This morning's (1 May) Kathmandu Post (not the other Indian-controlled daily) puts it succinctly: The Thauus have shut down the Terai (20 districts) for 9 days; essential commodities are in short supply; prices have soared; the queues at the petrol stations in Kathmandu are serpentine; there are daily strikes; and insecurity is rife.

Yet the Neros in our government fiddle on. The Maoists want to, if necessary, unilaterally sack the Chief of Army Staff (COAS) Katwal. The Nepali Congress (NC), as the main opposition party, is adamantly against it, and for once is showing some mettle. The UML, which is neither Marxist-Leninist nor united, has come up with a brainless formula - sack Katwal, his number two Khadka (who is trying to be COAS by kissing the Maoists' you-know-what), as well as the Defense Minister Gurung, a top Maoist. NC opposes this. The Maoists, naturally, don't want Gurung removed.

This melodrama is being played out at the expense of the Nepali people who made the Maoists the largest party in the Constituent Assembly. The title of this piece is not a celebration of May 1. Rather, it is the call sign for air crafts and ships in distress. This country is in distress, without a shadow of doubt. While the daily lives of its people deteriorate, the government is engrossed in political shenanigans.

Today we are supposed to celebrate workers' rights. The only workers who have rights in this country are those belonging to the Maoist-affiliated unions. The rest remain as they were - in the morass of feudal, nepotistic constraints. More than half a million Nepalis are working abroad. How they must be celebrating their rights as Nepali workers today!
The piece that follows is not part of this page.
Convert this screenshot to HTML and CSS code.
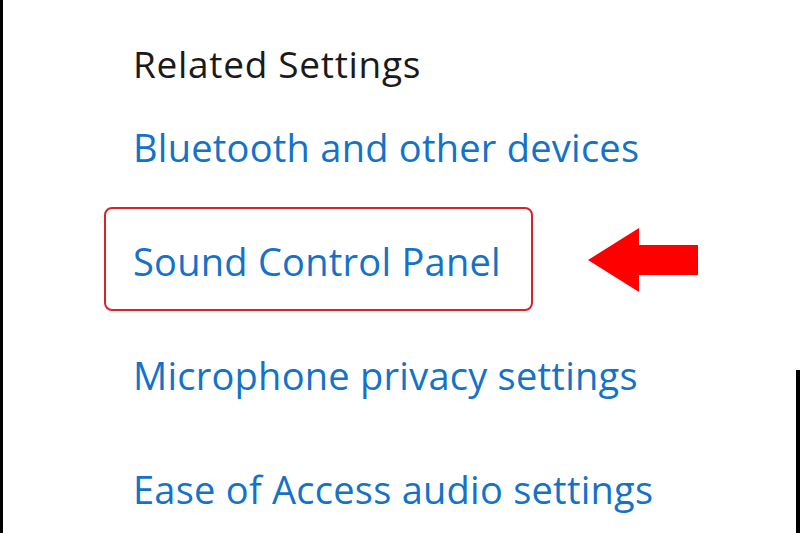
FILE: index.html
```html
<!DOCTYPE html>
<html>
<head>
<meta charset="utf-8">
<link rel="stylesheet" href="styles.css">
</head>
<body>
<div class="page">
  <div class="panel">
    <h2 class="heading">Related Settings</h2>
    <ul class="links">
      <li class="row"><a class="link">Bluetooth and other devices</a></li>
      <li class="row row-marked">
        <span class="highlight"></span>
        <a class="link">Sound Control Panel</a>
        <svg class="arrow" width="112" height="66" viewBox="0 0 112 66">
          <polygon points="0,32 51,0 51,17 110,17 110,47 51,47 51,64" fill="#ff0000"/>
        </svg>
      </li>
      <li class="row"><a class="link">Microphone privacy settings</a></li>
      <li class="row"><a class="link">Ease of Access audio settings</a></li>
    </ul>
  </div>
  <div class="edge-right"></div>
</div>
</body>
</html>
```
FILE: styles.css
```css
html, body {
  margin: 0;
  padding: 0;
  background: #ffffff;
}
.page {
  position: relative;
  width: 800px;
  height: 533px;
  box-sizing: border-box;
  border-left: 3px solid #000000;
  overflow: hidden;
  font-family: "Open Sans", "Noto Sans", sans-serif;
}
.panel {
  padding-left: 130px;
  padding-top: 44px;
}
.heading {
  margin: 0;
  font-size: 37px;
  line-height: 40px;
  font-weight: 400;
  color: #1a1a1a;
  letter-spacing: 0.7px;
}
.links {
  list-style: none;
  margin: 6px 0 0 0;
  padding: 0;
}
.row {
  position: relative;
  height: 114px;
  line-height: 114px;
}
.link {
  font-size: 38px;
  color: #1472c8;
  letter-spacing: 0.25px;
}
.highlight {
  position: absolute;
  left: -29px;
  top: 3px;
  width: 429px;
  height: 104px;
  box-sizing: border-box;
  border: 2px solid #d8232a;
  border-radius: 8px;
}
.arrow {
  position: absolute;
  left: 455px;
  top: 24px;
}
.edge-right {
  position: absolute;
  right: 0;
  top: 370px;
  width: 4px;
  height: 163px;
  background: #000000;
}
```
And while we may shout "May Day" at the top of our voices, asking for help, let there be no misconceptions. The only help can come from we ourselves. Donors, international organizations, and our giant neighbours look promising as aid-givers. Let us not live in a fool's paradise. Millions, even billions, of donor dollars may pour into Nepal; but as long as those dollars line the pockets of a corrupt government and further bolster the dominance of the economic elite, nothing will change.

So, "MAY DAY!"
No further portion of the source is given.